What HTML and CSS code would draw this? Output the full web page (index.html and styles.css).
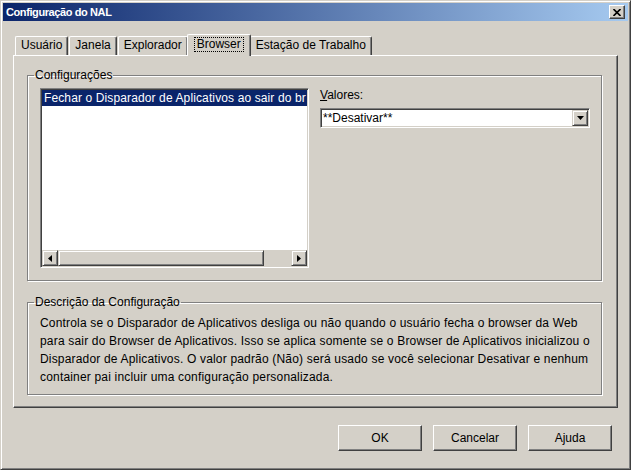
FILE: index.html
```html
<!DOCTYPE html>
<html lang="pt">
<head>
  <meta charset="UTF-8">
  <title>Configuração do NAL</title>
  <link rel="stylesheet" href="styles.css">
</head>
<body>
  <div class="window">
    <div class="titlebar">
      <span class="title">Configuração do NAL</span>
      <span class="close">
        <svg width="8" height="7" viewBox="0 0 8 7"><path d="M0.5 0 L7.5 7 M7.5 0 L0.5 7" stroke="#000" stroke-width="1.6"/></svg>
      </span>
    </div>

    <div class="content">
      <div class="tabs">
        <div class="tab">Usuário</div>
        <div class="tab">Janela</div>
        <div class="tab">Explorador</div>
        <div class="tab active"><span class="focus">Browser</span></div>
        <div class="tab">Estação de Trabalho</div>
      </div>

      <div class="panel">
        <fieldset class="group settings">
          <legend>Configurações</legend>
          <div class="settings-body">
            <div class="listbox">
              <div class="list-items">
                <div class="item selected">Fechar o Disparador de Aplicativos ao sair do br</div>
              </div>
              <div class="hscroll">
                <span class="sbtn">
                  <svg width="4" height="7" viewBox="0 0 4 7"><path d="M4 0 L0 3.5 L4 7 Z" fill="#000"/></svg>
                </span>
                <span class="thumb"></span>
                <span class="track"></span>
                <span class="sbtn">
                  <svg width="4" height="7" viewBox="0 0 4 7"><path d="M0 0 L4 3.5 L0 7 Z" fill="#000"/></svg>
                </span>
              </div>
            </div>

            <div class="values">
              <label class="values-label">Valores:</label>
              <div class="combo">
                <span class="combo-text">**Desativar**</span>
                <span class="drop">
                  <svg width="7" height="4" viewBox="0 0 7 4"><path d="M0 0 L7 0 L3.5 4 Z" fill="#000"/></svg>
                </span>
              </div>
            </div>
          </div>
        </fieldset>

        <fieldset class="group desc">
          <legend>Descrição da Configuração</legend>
          <p class="desc-text">Controla se o Disparador de Aplicativos desliga ou não quando o usuário fecha o browser da Web<br>para sair do Browser de Aplicativos. Isso se aplica somente se o Browser de Aplicativos inicializou o<br>Disparador de Aplicativos. O valor padrão (Não) será usado se você selecionar Desativar e nenhum<br>container pai incluir uma configuração personalizada.</p>
        </fieldset>
      </div>

      <div class="buttons">
        <button class="btn">OK</button>
        <button class="btn">Cancelar</button>
        <button class="btn">Ajuda</button>
      </div>
    </div>
  </div>
</body>
</html>
```

FILE: styles.css
```css
body {
  margin: 0;
  background: #d4d0c8;
  font-family: "Liberation Sans", Arial, sans-serif;
  font-size: 12px;
  color: #000;
}
.window {
  width: 631px;
  height: 470px;
  box-sizing: border-box;
  padding: 2px;
  background: #d4d0c8;
  border: 1px solid;
  border-color: #d4d0c8 #404040 #404040 #d4d0c8;
  box-shadow: inset 1px 1px 0 #fff, inset -1px -1px 0 #808080;
}
.titlebar {
  height: 18px;
  display: flex;
  align-items: center;
  justify-content: space-between;
  padding: 0 3px 0 3px;
  background: linear-gradient(to right, #0a246a, #a6caf0);
}
.title {
  color: #fff;
  font-weight: bold;
  font-size: 11px;
  letter-spacing: -0.4px;
}
.close {
  width: 16px;
  height: 14px;
  box-sizing: border-box;
  display: flex;
  align-items: center;
  justify-content: center;
  background: #d4d0c8;
  border: 1px solid;
  border-color: #fff #404040 #404040 #fff;
  box-shadow: inset -1px -1px 0 #808080;
}
.content {
  padding: 0 10px;
}
.tabs {
  display: flex;
  align-items: flex-end;
  margin-top: 13px;
  padding-left: 2px;
}
.tab {
  height: 19px;
  box-sizing: border-box;
  padding: 0 5px;
  margin-right: 1px;
  line-height: 17px;
  white-space: nowrap;
  border: 1px solid;
  border-bottom: none;
  border-color: #fff #404040 #fff #fff;
  border-radius: 2px 2px 0 0;
  box-shadow: inset -1px 0 0 #808080;
}
.tab.active {
  position: relative;
  height: 22px;
  margin: 0 -1px -1px -2px;
  padding: 0 6px;
  line-height: 18px;
  background: #d4d0c8;
}
.focus {
  display: inline-block;
  padding: 0 2px;
  line-height: 13px;
  border: 1px dotted #000;
}
.panel {
  padding: 12px 15px 12px 13px;
  border: 1px solid;
  border-color: #fff #404040 #404040 #fff;
  box-shadow: inset -1px -1px 0 #808080;
}
.group {
  margin: 0;
  padding: 0;
  border: 1px solid #808080;
  box-shadow: inset 1px 1px 0 #fff, 1px 1px 0 #fff;
}
.group legend {
  margin-left: 6px;
  padding: 0 1px;
  line-height: 14px;
}
.settings-body {
  display: flex;
  align-items: flex-start;
  padding: 6px 0 12px 12px;
}
.listbox {
  width: 269px;
  height: 180px;
  box-sizing: border-box;
  display: flex;
  flex-direction: column;
  background: #fff;
  border: 1px solid;
  border-color: #808080 #fff #fff #808080;
  box-shadow: inset 1px 1px 0 #404040, inset -1px -1px 0 #d4d0c8;
  padding: 1px;
}
.list-items {
  flex: 1;
  overflow: hidden;
}
.item {
  height: 16px;
  line-height: 16px;
  padding-left: 2px;
  white-space: nowrap;
  overflow: hidden;
  letter-spacing: 0.12px;
}
.item.selected {
  background: #0a246a;
  color: #fff;
}
.hscroll {
  display: flex;
  height: 16px;
  background: #d4d0c8;
}
.sbtn, .thumb, .drop {
  box-sizing: border-box;
  background: #d4d0c8;
  border: 1px solid;
  border-color: #d4d0c8 #404040 #404040 #d4d0c8;
  box-shadow: inset 1px 1px 0 #fff, inset -1px -1px 0 #808080;
}
.sbtn {
  width: 16px;
  display: flex;
  align-items: center;
  justify-content: center;
}
.thumb {
  width: 206px;
}
.track {
  flex: 1;
}
.values {
  margin-left: 11px;
}
.values-label {
  display: block;
  line-height: 14px;
}
.values-label::first-letter {
  text-decoration: underline;
}
.combo {
  width: 270px;
  height: 20px;
  box-sizing: border-box;
  margin-top: 6px;
  display: flex;
  align-items: center;
  justify-content: space-between;
  background: #fff;
  border: 1px solid;
  border-color: #808080 #fff #fff #808080;
  box-shadow: inset 1px 1px 0 #404040, inset -1px -1px 0 #d4d0c8;
  padding: 1px;
}
.combo-text {
  padding-left: 1px;
}
.drop {
  width: 16px;
  height: 16px;
  display: flex;
  align-items: center;
  justify-content: center;
}
.desc {
  margin-top: 14px;
}
.desc-text {
  margin: 0;
  padding: 5px 0 8px 12px;
  line-height: 18px;
  white-space: nowrap;
  letter-spacing: 0.18px;
}
.buttons {
  display: flex;
  justify-content: flex-end;
  gap: 11px;
  margin-top: 17px;
  padding-right: 6px;
}
.btn {
  width: 84px;
  height: 26px;
  font-family: "Liberation Sans", Arial, sans-serif;
  font-size: 12px;
  color: #000;
  background: #d4d0c8;
  border: 1px solid;
  border-color: #fff #404040 #404040 #fff;
  box-shadow: inset -1px -1px 0 #808080;
  padding: 0;
}
```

» **Written task**: Without including any pictures, print all of the material exactly as given.

» **Response**:
What HTML and CSS code would draw this? Output the full web page (index.html and styles.css).
FILE: index.html
```html
<!DOCTYPE html>
<html lang="pt">
<head>
  <meta charset="UTF-8">
  <title>Configuração do NAL</title>
  <link rel="stylesheet" href="styles.css">
</head>
<body>
  <div class="window">
    <div class="titlebar">
      <span class="title">Configuração do NAL</span>
      <span class="close">
        <svg width="8" height="7" viewBox="0 0 8 7"><path d="M0.5 0 L7.5 7 M7.5 0 L0.5 7" stroke="#000" stroke-width="1.6"/></svg>
      </span>
    </div>

    <div class="content">
      <div class="tabs">
        <div class="tab">Usuário</div>
        <div class="tab">Janela</div>
        <div class="tab">Explorador</div>
        <div class="tab active"><span class="focus">Browser</span></div>
        <div class="tab">Estação de Trabalho</div>
      </div>

      <div class="panel">
        <fieldset class="group settings">
          <legend>Configurações</legend>
          <div class="settings-body">
            <div class="listbox">
              <div class="list-items">
                <div class="item selected">Fechar o Disparador de Aplicativos ao sair do br</div>
              </div>
              <div class="hscroll">
                <span class="sbtn">
                  <svg width="4" height="7" viewBox="0 0 4 7"><path d="M4 0 L0 3.5 L4 7 Z" fill="#000"/></svg>
                </span>
                <span class="thumb"></span>
                <span class="track"></span>
                <span class="sbtn">
                  <svg width="4" height="7" viewBox="0 0 4 7"><path d="M0 0 L4 3.5 L0 7 Z" fill="#000"/></svg>
                </span>
              </div>
            </div>

            <div class="values">
              <label class="values-label">Valores:</label>
              <div class="combo">
                <span class="combo-text">**Desativar**</span>
                <span class="drop">
                  <svg width="7" height="4" viewBox="0 0 7 4"><path d="M0 0 L7 0 L3.5 4 Z" fill="#000"/></svg>
                </span>
              </div>
            </div>
          </div>
        </fieldset>

        <fieldset class="group desc">
          <legend>Descrição da Configuração</legend>
          <p class="desc-text">Controla se o Disparador de Aplicativos desliga ou não quando o usuário fecha o browser da Web<br>para sair do Browser de Aplicativos. Isso se aplica somente se o Browser de Aplicativos inicializou o<br>Disparador de Aplicativos. O valor padrão (Não) será usado se você selecionar Desativar e nenhum<br>container pai incluir uma configuração personalizada.</p>
        </fieldset>
      </div>

      <div class="buttons">
        <button class="btn">OK</button>
        <button class="btn">Cancelar</button>
        <button class="btn">Ajuda</button>
      </div>
    </div>
  </div>
</body>
</html>
```

FILE: styles.css
```css
body {
  margin: 0;
  background: #d4d0c8;
  font-family: "Liberation Sans", Arial, sans-serif;
  font-size: 12px;
  color: #000;
}
.window {
  width: 631px;
  height: 470px;
  box-sizing: border-box;
  padding: 2px;
  background: #d4d0c8;
  border: 1px solid;
  border-color: #d4d0c8 #404040 #404040 #d4d0c8;
  box-shadow: inset 1px 1px 0 #fff, inset -1px -1px 0 #808080;
}
.titlebar {
  height: 18px;
  display: flex;
  align-items: center;
  justify-content: space-between;
  padding: 0 3px 0 3px;
  background: linear-gradient(to right, #0a246a, #a6caf0);
}
.title {
  color: #fff;
  font-weight: bold;
  font-size: 11px;
  letter-spacing: -0.4px;
}
.close {
  width: 16px;
  height: 14px;
  box-sizing: border-box;
  display: flex;
  align-items: center;
  justify-content: center;
  background: #d4d0c8;
  border: 1px solid;
  border-color: #fff #404040 #404040 #fff;
  box-shadow: inset -1px -1px 0 #808080;
}
.content {
  padding: 0 10px;
}
.tabs {
  display: flex;
  align-items: flex-end;
  margin-top: 13px;
  padding-left: 2px;
}
.tab {
  height: 19px;
  box-sizing: border-box;
  padding: 0 5px;
  margin-right: 1px;
  line-height: 17px;
  white-space: nowrap;
  border: 1px solid;
  border-bottom: none;
  border-color: #fff #404040 #fff #fff;
  border-radius: 2px 2px 0 0;
  box-shadow: inset -1px 0 0 #808080;
}
.tab.active {
  position: relative;
  height: 22px;
  margin: 0 -1px -1px -2px;
  padding: 0 6px;
  line-height: 18px;
  background: #d4d0c8;
}
.focus {
  display: inline-block;
  padding: 0 2px;
  line-height: 13px;
  border: 1px dotted #000;
}
.panel {
  padding: 12px 15px 12px 13px;
  border: 1px solid;
  border-color: #fff #404040 #404040 #fff;
  box-shadow: inset -1px -1px 0 #808080;
}
.group {
  margin: 0;
  padding: 0;
  border: 1px solid #808080;
  box-shadow: inset 1px 1px 0 #fff, 1px 1px 0 #fff;
}
.group legend {
  margin-left: 6px;
  padding: 0 1px;
  line-height: 14px;
}
.settings-body {
  display: flex;
  align-items: flex-start;
  padding: 6px 0 12px 12px;
}
.listbox {
  width: 269px;
  height: 180px;
  box-sizing: border-box;
  display: flex;
  flex-direction: column;
  background: #fff;
  border: 1px solid;
  border-color: #808080 #fff #fff #808080;
  box-shadow: inset 1px 1px 0 #404040, inset -1px -1px 0 #d4d0c8;
  padding: 1px;
}
.list-items {
  flex: 1;
  overflow: hidden;
}
.item {
  height: 16px;
  line-height: 16px;
  padding-left: 2px;
  white-space: nowrap;
  overflow: hidden;
  letter-spacing: 0.12px;
}
.item.selected {
  background: #0a246a;
  color: #fff;
}
.hscroll {
  display: flex;
  height: 16px;
  background: #d4d0c8;
}
.sbtn, .thumb, .drop {
  box-sizing: border-box;
  background: #d4d0c8;
  border: 1px solid;
  border-color: #d4d0c8 #404040 #404040 #d4d0c8;
  box-shadow: inset 1px 1px 0 #fff, inset -1px -1px 0 #808080;
}
.sbtn {
  width: 16px;
  display: flex;
  align-items: center;
  justify-content: center;
}
.thumb {
  width: 206px;
}
.track {
  flex: 1;
}
.values {
  margin-left: 11px;
}
.values-label {
  display: block;
  line-height: 14px;
}
.values-label::first-letter {
  text-decoration: underline;
}
.combo {
  width: 270px;
  height: 20px;
  box-sizing: border-box;
  margin-top: 6px;
  display: flex;
  align-items: center;
  justify-content: space-between;
  background: #fff;
  border: 1px solid;
  border-color: #808080 #fff #fff #808080;
  box-shadow: inset 1px 1px 0 #404040, inset -1px -1px 0 #d4d0c8;
  padding: 1px;
}
.combo-text {
  padding-left: 1px;
}
.drop {
  width: 16px;
  height: 16px;
  display: flex;
  align-items: center;
  justify-content: center;
}
.desc {
  margin-top: 14px;
}
.desc-text {
  margin: 0;
  padding: 5px 0 8px 12px;
  line-height: 18px;
  white-space: nowrap;
  letter-spacing: 0.18px;
}
.buttons {
  display: flex;
  justify-content: flex-end;
  gap: 11px;
  margin-top: 17px;
  padding-right: 6px;
}
.btn {
  width: 84px;
  height: 26px;
  font-family: "Liberation Sans", Arial, sans-serif;
  font-size: 12px;
  color: #000;
  background: #d4d0c8;
  border: 1px solid;
  border-color: #fff #404040 #404040 #fff;
  box-shadow: inset -1px -1px 0 #808080;
  padding: 0;
}
```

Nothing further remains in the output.